High-value clover crops were the biggest victim while specialist seed crops were yet to be assessed in the sodden ground.

For cropping farmers Richard Stewart and Joanne Burke the 24-hour deluge had wiped out their bottom line.

“On the back of years of depressed grain prices, like many, we went for seed crops to try and make up some loss – it looked hopeful then we just wanted to finish off to get an average harvest and now this.

“Financially, we have been hit hard with this deluge,” Burke said.

“But we are just one example of a bunch of people out there in the same sodden mess.”

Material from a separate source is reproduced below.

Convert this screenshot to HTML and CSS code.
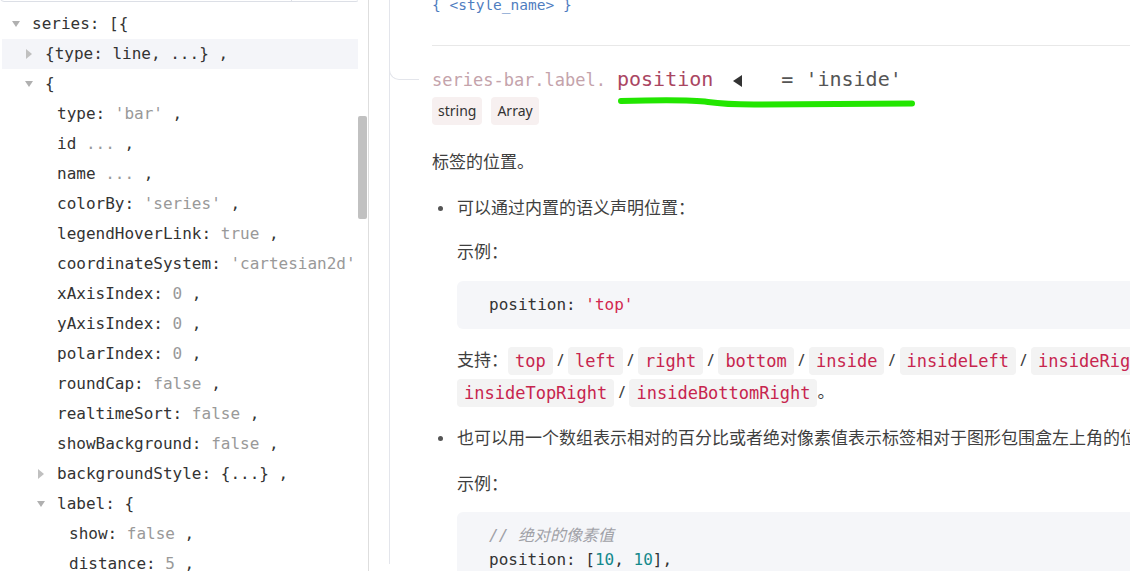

Valetta cropper David Clark was counting his lucky stars that he managed to get his carrot crop in but he still had wheat and barley standing and hundreds and hundreds of tonnes sitting in storage waiting for the dryer.

“It really has been a disappointing harvest, very much dependent on location and small windows of opportunity and the further inland you go with a naturally later harvest the worse it gets.

“We had a complete weather change on February 22 and in the past 42 days we’ve had rain on 30, with the longest spell of no rain being three days – it’s unprecedented really and just heart-wrenching for a cropping farmer,” Clark said.

With specialist vegetable and seed crops worth five times more than a grain crop, the higher-value crops had become a priority. 

“We made the call to chase value and thank goodness we did.

“We have also harvested a lot of grain at 20% so there’s a massive drying operation to happen.

“But now we can’t turn a wheel on the place so there’s no green feed planting, ryegrass is way behind and for clover that’s not in, it’s too late now.”

Clark said the knock-on effect of deluge Debbie would in many ways be more costly than the harvest.